Counts the number of elements for each key.

counts_by_key = pair_rdd.countByKey()
# Output example: defaultdict(<class 'int'>, {'apple': 3, 'banana': 2, 'orange': 1})

This result is a Python dictionary-like object (specifically a defaultdict of type <class 'int'>) that shows how many times each fruit appears in the original dataset.

💡
Notice how we got a very similar result in reduceByKey() on using that specific lambda function. Both operations seem to aggregate data based on keys. But, what is the difference apart from the defaultdict type result?

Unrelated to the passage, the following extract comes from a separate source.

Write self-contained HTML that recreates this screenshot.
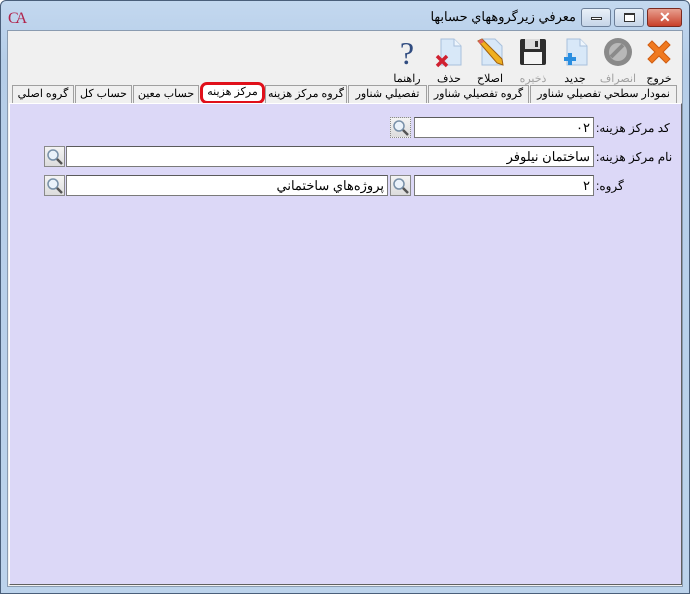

reduceByKey(): Performs a shuffle across the nodes to aggregate values by key. It's more flexible, allowing for complex aggregation functions beyond simple counting. It's suitable when your RDD contains complex data manipulations or when the dataset is not initially in the form of (key, 1) pairs.

countByKey(): Provides a more direct approach for counting keys when the RDD is already structured as (key, 1) pairs, making it efficient for simple counting tasks. However, it collects the results to the driver, which could be problematic for very large datasets.

Now you understand which option to use and when.

collectAsMap()

Collects the result as a dictionary to bring back to the driver program.

result_map = reduced_rdd.collectAsMap()
# Output example: {'banana': 2, 'apple': 3, 'orange': 1}

These operations on Pair RDDs illustrate Spark's powerful capabilities for distributed data processing, especially when working with data that naturally fits into key-value pairs.

Conclusion

In conclusion, this article has delved deeply into the foundational aspects of Apache Spark, highlighting the pivotal role of SparkContext as the gateway to leveraging Spark's powerful capabilities. Additionally, we've explored the intricacies of Resilient Distributed Datasets (RDDs), uncovering how they serve as the backbone for distributed data processing within Spark. As we move forward, anticipate further exploration into the realms of Spark optimization and memory management. I'm excited to have you join me on this learning journey!